*Written problem*
Say how many lines include the word "index". Reply with nothing but the number.
Start of Supplied material
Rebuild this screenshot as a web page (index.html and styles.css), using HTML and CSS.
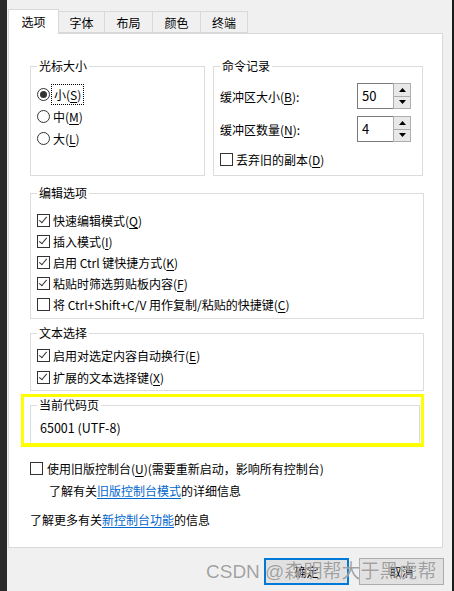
FILE: index.html
```html
<!DOCTYPE html>
<html lang="zh-CN">
<head>
  <meta charset="UTF-8">
  <title>属性 - 选项</title>
  <link rel="stylesheet" href="styles.css">
</head>
<body>
  <div class="screen">
    <div class="edge-left"></div>
    <div class="dialog">
      <!-- Tabs -->
      <div class="tabs">
        <div class="tab active">选项</div>
        <div class="tab w46">字体</div>
        <div class="tab w48">布局</div>
        <div class="tab w48">颜色</div>
        <div class="tab w47">终端</div>
      </div>

      <div class="panel">
        <div class="row-top">
          <!-- Cursor size -->
          <fieldset class="group cursor">
            <legend>光标大小</legend>
            <div class="group-body">
              <div class="opt"><span class="radio checked"></span><span class="focus">小(<u>S</u>)</span></div>
              <div class="opt"><span class="radio"></span><span>中(<u>M</u>)</span></div>
              <div class="opt"><span class="radio"></span><span>大(<u>L</u>)</span></div>
            </div>
          </fieldset>

          <!-- Command history -->
          <fieldset class="group history">
            <legend>命令记录</legend>
            <div class="group-body">
              <div class="spin-row">
                <span>缓冲区大小(<u>B</u>):</span>
                <div class="spin">
                  <div class="spin-input">50</div>
                  <div class="spin-btns">
                    <span class="spin-btn"><svg width="7" height="4" viewBox="0 0 7 4"><polygon points="3.5,0 7,4 0,4" fill="#000"/></svg></span>
                    <span class="spin-btn"><svg width="7" height="4" viewBox="0 0 7 4"><polygon points="0,0 7,0 3.5,4" fill="#000"/></svg></span>
                  </div>
                </div>
              </div>
              <div class="spin-row">
                <span>缓冲区数量(<u>N</u>):</span>
                <div class="spin">
                  <div class="spin-input">4</div>
                  <div class="spin-btns">
                    <span class="spin-btn"><svg width="7" height="4" viewBox="0 0 7 4"><polygon points="3.5,0 7,4 0,4" fill="#000"/></svg></span>
                    <span class="spin-btn"><svg width="7" height="4" viewBox="0 0 7 4"><polygon points="0,0 7,0 3.5,4" fill="#000"/></svg></span>
                  </div>
                </div>
              </div>
              <div class="opt discard"><span class="check"></span><span>丢弃旧的副本(<u>D</u>)</span></div>
            </div>
          </fieldset>
        </div>

        <!-- Edit options -->
        <fieldset class="group edit">
          <legend>编辑选项</legend>
          <div class="group-body">
            <div class="opt"><span class="check on"></span><span>快速编辑模式(<u>Q</u>)</span></div>
            <div class="opt"><span class="check on"></span><span>插入模式(<u>I</u>)</span></div>
            <div class="opt"><span class="check on"></span><span>启用 Ctrl 键快捷方式(<u>K</u>)</span></div>
            <div class="opt"><span class="check on"></span><span>粘贴时筛选剪贴板内容(<u>F</u>)</span></div>
            <div class="opt"><span class="check"></span><span>将 Ctrl+Shift+C/V 用作复制/粘贴的快捷键(<u>C</u>)</span></div>
          </div>
        </fieldset>

        <!-- Text selection -->
        <fieldset class="group select">
          <legend>文本选择</legend>
          <div class="group-body">
            <div class="opt"><span class="check on"></span><span>启用对选定内容自动换行(<u>E</u>)</span></div>
            <div class="opt"><span class="check on"></span><span>扩展的文本选择键(<u>X</u>)</span></div>
          </div>
        </fieldset>

        <!-- Code page (highlighted) -->
        <div class="highlight">
          <fieldset class="group codepage">
            <legend>当前代码页</legend>
            <div class="group-body">65001 (UTF-8)</div>
          </fieldset>
        </div>

        <div class="opt legacy"><span class="check"></span><span>使用旧版控制台(<u>U</u>)(需要重新启动，影响所有控制台)</span></div>
        <p class="info indent">了解有关<a href="#">旧版控制台模式</a>的详细信息</p>
        <p class="info">了解更多有关<a href="#">新控制台功能</a>的信息</p>
      </div>

      <div class="buttons">
        <button class="btn ok">确定</button>
        <button class="btn cancel">取消</button>
      </div>
    </div>
    <div class="edge-right"></div>
    <div class="watermark">CSDN @森明帮大于黑虎帮</div>
  </div>
</body>
</html>
```

FILE: styles.css
```css
body {
  margin: 0;
  background: #1f1f1f;
  font-family: "Noto Sans CJK SC", "Noto Sans", sans-serif;
  font-size: 12px;
  color: #000;
}

.screen {
  position: relative;
  display: flex;
  width: 454px;
  height: 591px;
  overflow: hidden;
}

.edge-left {
  width: 7px;
  background: #2a2a2a;
}

.edge-right {
  flex: 1;
  background: #1c1c1c;
}

.dialog {
  width: 445px;
  background: #f0f0f0;
  padding: 9px 0 0 1px;
  box-sizing: border-box;
}

/* Tabs */
.tabs {
  display: flex;
  align-items: flex-end;
  height: 25px;
  margin-bottom: -1px;
  position: relative;
  z-index: 1;
}

.tab {
  height: 22px;
  line-height: 21px;
  text-align: center;
  border: 1px solid #d9d9d9;
  border-left: none;
  border-bottom: 1px solid #d9d9d9;
  background: #f0f0f0;
  box-sizing: border-box;
  margin-bottom: 1px;

  &.active {
    width: 51px;
    height: 25px;
    line-height: 23px;
    background: #fff;
    border-left: 1px solid #d9d9d9;
    border-bottom: none;
    margin-bottom: 0;
  }

  &.w46 { width: 46px; }
  &.w48 { width: 48px; }
  &.w47 { width: 47px; }
}

/* Panel */
.panel {
  width: 435px;
  height: 515px;
  background: #fff;
  border: 1px solid #d9d9d9;
  box-sizing: border-box;
  padding: 24px 0 0 21px;
}

.row-top {
  display: flex;
  gap: 8px;
}

.group {
  margin: 0;
  padding: 0;
  min-width: 0;
  border: 1px solid #dcdcdc;
  box-sizing: border-box;

  legend {
    margin-left: 6px;
    padding: 0 2px;
    line-height: 16px;
  }

  .group-body {
    padding: 0 6px;
  }
}

.cursor {
  width: 175px;
  height: 118px;

  .group-body { padding-top: 9px; }
  .opt { height: 22px; }
}

.history {
  width: 210px;
  height: 118px;

  .group-body { padding: 9px 11px 0 6px; }
}

.edit {
  width: 394px;
  margin-top: 9px;

  .group-body { padding-top: 9px; padding-bottom: 3px; }
}

.select {
  width: 394px;
  margin-top: 6px;

  .group-body { padding-top: 3px; padding-bottom: 2px; }
  .opt { height: 22px; }
}

.highlight {
  width: 403px;
  margin: 3px 0 0 -9px;
  border: 3px solid #ffff00;
  border-bottom-width: 4px;
  padding: 0 1px 0 6px;
  box-sizing: border-box;
}

.codepage {
  width: 390px;
  border-bottom-color: transparent;

  .group-body {
    padding: 7px 9px 6px;
    line-height: 16px;
    font-size: 12.5px;
  }
}

/* Options */
.opt {
  display: flex;
  align-items: center;
  gap: 3px;
  height: 21px;
  white-space: nowrap;
}

u {
  text-decoration: underline;
  text-underline-offset: 2px;
}

.radio {
  width: 13px;
  height: 13px;
  border: 1px solid #333;
  border-radius: 50%;
  box-sizing: border-box;
  display: flex;
  align-items: center;
  justify-content: center;

  &.checked::after {
    content: "";
    width: 7px;
    height: 7px;
    border-radius: 50%;
    background: #333;
  }
}

.focus {
  outline: 1px dotted #000;
  outline-offset: 1px;
  padding: 0 1px;
}

.check {
  width: 13px;
  height: 13px;
  border: 1px solid #333;
  box-sizing: border-box;
  background: #fff;
  flex-shrink: 0;
  position: relative;

  &.on::after {
    content: "";
    position: absolute;
    left: 3px;
    top: 0px;
    width: 3px;
    height: 7px;
    border: solid #333;
    border-width: 0 1.3px 1.3px 0;
    transform: rotate(40deg);
  }
}

/* Spinners */
.spin-row {
  display: flex;
  align-items: center;
  justify-content: space-between;
  height: 26px;
  margin-bottom: 7px;
}

.spin {
  display: flex;
  height: 26px;
}

.spin-input {
  width: 36px;
  border: 1px solid #7a7a7a;
  border-right: none;
  box-sizing: border-box;
  padding-left: 4px;
  font-size: 13px;
  line-height: 24px;
}

.spin-btns {
  width: 18px;
  display: flex;
  flex-direction: column;
}

.spin-btn {
  flex: 1;
  display: flex;
  align-items: center;
  justify-content: center;
  background: #e8e8e8;
  border: 1px solid #adadad;
  box-sizing: border-box;

  & + .spin-btn { border-top: none; }
}

.discard {
  margin-top: 2px;
}

/* Bottom texts */
.legacy {
  margin-top: 13px;
  height: 16px;
  gap: 4px;
}

.info {
  margin: 13px 0 0;
  line-height: 16px;

  &.indent {
    margin: 7px 0 0 19px;
  }

  a {
    color: #0066cc;
    text-decoration: underline;
    text-underline-offset: 2px;
  }
}

/* Buttons */
.buttons {
  display: flex;
  justify-content: flex-end;
  gap: 10px;
  margin-top: 10px;
  padding-right: 8px;
}

.btn {
  height: 27px;
  font-family: inherit;
  font-size: 12px;
  background: #e1e1e1;
  border: 1px solid #adadad;
  padding: 0;

  &.ok {
    width: 85px;
    border: 2px solid #0078d7;
  }

  &.cancel {
    width: 85px;
  }
}

.watermark {
  position: absolute;
  left: 206px;
  top: 559px;
  font-family: "Liberation Sans", "Noto Sans CJK SC", sans-serif;
  font-size: 19px;
  line-height: 26px;
  color: rgba(120, 120, 120, 0.7);
  text-shadow: 0 0 1px rgba(255, 255, 255, 0.9);
  white-space: nowrap;
  pointer-events: none;
}
```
End of Supplied material
*Finished answer*
3